On that note, I want to conclude by addressing the accusations of idealism or utopianism. While I don’t think our task is to out-fantasize the Right with empty spectacle or mythic schemes, it’s worth remembering that the whole move to reject grand narratives – by Lyotard and his pomo pals – was aimed largely at delegitimizing Marxism, severing the Left from its historical imagination and sense of trajectory. Daring more and rejecting pragmatism is not the same as retreating into fantasy. We should reject the idea that practical solutions can only emerge from mainstream political approaches, the kind of managerial liberalism that tweaks the edges of collapse while pretending it’s stability. We must focus instead on uniting workers from all walks of life, not around fancy dreamworlds or narrow identity issues, but in pursuit of shared economic interests. And we need to organize beyond electoral cycles, and reach people not just with policies, but with real solidarity, framing real economic transformation in bold, compelling terms, matching the scale of the crisis with the scale of the vision.
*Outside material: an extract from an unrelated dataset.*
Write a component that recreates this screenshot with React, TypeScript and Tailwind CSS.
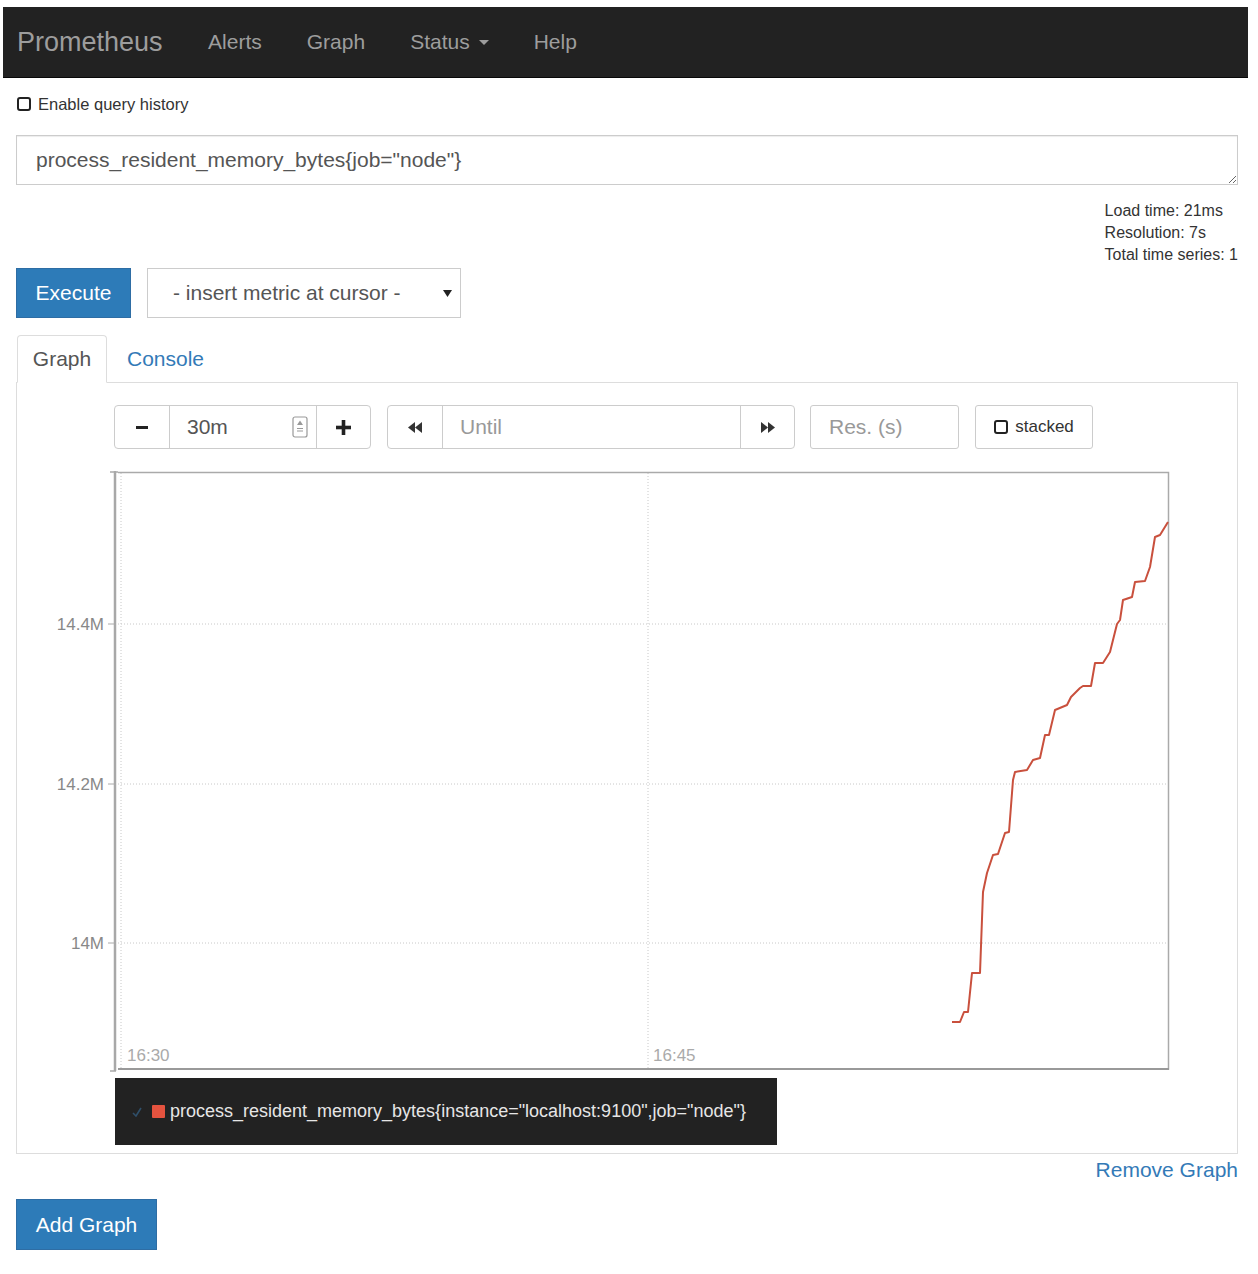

Take the climate crisis. What actually resonates with people who’ve been systematically stripped of power, stability, and agency isn’t moralizing about carbon footprints or lifestyle tweaks. As Matthew T. Huber argues in Climate Change as Class War, that kind of neoliberal, bourgeois-bohemian rhetoric around degrowth and austerity – individualized guilt about flying or eating meat – falls flat when you’re unemployed, working multiple shitty jobs, facing housing insecurity, and living paycheck to paycheck.

We on the Left can’t afford to offer less to people who’ve already been given nothing. On the contrary, we need a politics of more: more public power, more housing, more transit, more community organization, more popular control over the economy, over the energy and food systems... And all that framed as the kind of climate justice that materially benefits the working class. That’s the sort of visionary story that can ignite imagination and build commitment; not abstract fantasy therefore, but grounded, collective ambition. Something people can see themselves in, fight for, and build together.